Living sectors outperforming despite geopolitical turmoil and economic headwinds

There is one asset class that is still outperforming despite geopolitical instability and a low-growth environment, delegates heard at Real Asset Media’s ‘The living sector: transformation driving opportunity’ briefing, which was hosted by PwC in London.

Gareth Lewis, PwC, giving his keynote address at RAM’s briefing in London

“The living sector still has tailwinds”, said Gareth Lewis, Director, Real Estate M&A, PwC, in his keynote address. “The long-term drivers are demographics and affordability and there is a structural undersupply across Europe.”

The sector stands out in the current extended transition period, characterised by uncertainty and lack of capital commitments, when many historic tailwinds that had supported real estate, like low interest rates, are now reversed.

“On top of this real estate is in competition with infrastructure and private credit”, Lewis said. “We are going through a transition from real estate as a simple, capital-driven asset class to a much more complex, thematic, operational asset class. There is no such thing as passive holding anymore.”

Capital flows tell the story: the living sector is the largest by volume globally. According to CBRE’s latest figures, the living sector accounted for 26% of the €53 billion total investments in European real estate in Q1 this year, a record figure.

Source: Emerging Trends in Real Estate 2026, PwC & ULI

“The composition of capital coming into the sector also has changed and is now distinct from traditional institutional capital”, said Lewis. “Private equity, high net worth individuals and family offices are stepping in. They are looking for thematic investments and living sectors fit the bill.”

The first of several challenges is regulation, as cities from Paris to Barcelona to Berlin implement restrictive measures from rent controls to bans on new co-living schemes. Another is development viability, as high construction costs mean that many projects don’t even start. On the other hand, supply constraints support rental increases.

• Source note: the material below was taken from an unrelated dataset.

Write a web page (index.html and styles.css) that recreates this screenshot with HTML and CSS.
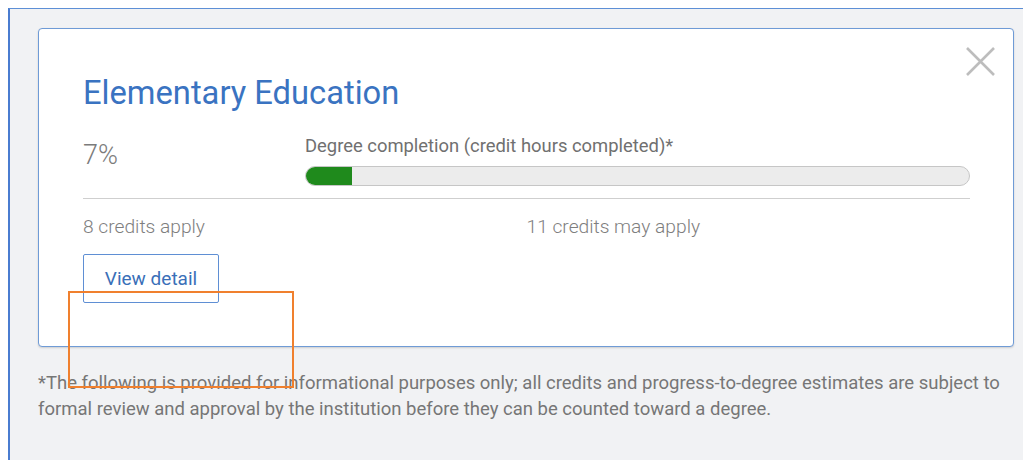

Housing affordability is the second concern among investors, just behind international political instability and ahead of (lack of) economic growth in Europe, according to PwC and ULI’s latest Emerging Trends in Real Estate survey.

Housing affordability has become a key issue, recognised by both individual governments and by the EU as a social and economic crisis and moving up the policy hierarchy. It is time to use all the levers at our disposal.

“This transition phase is a challenge and an opportunity for the real estate sector, that should fulfil its potential as an active enabler of economic growth”, said Lewis. “The industry is under pressure to up its game, and housing in particular should be the poster child of this transformation, at ground level and at policy and investor level.”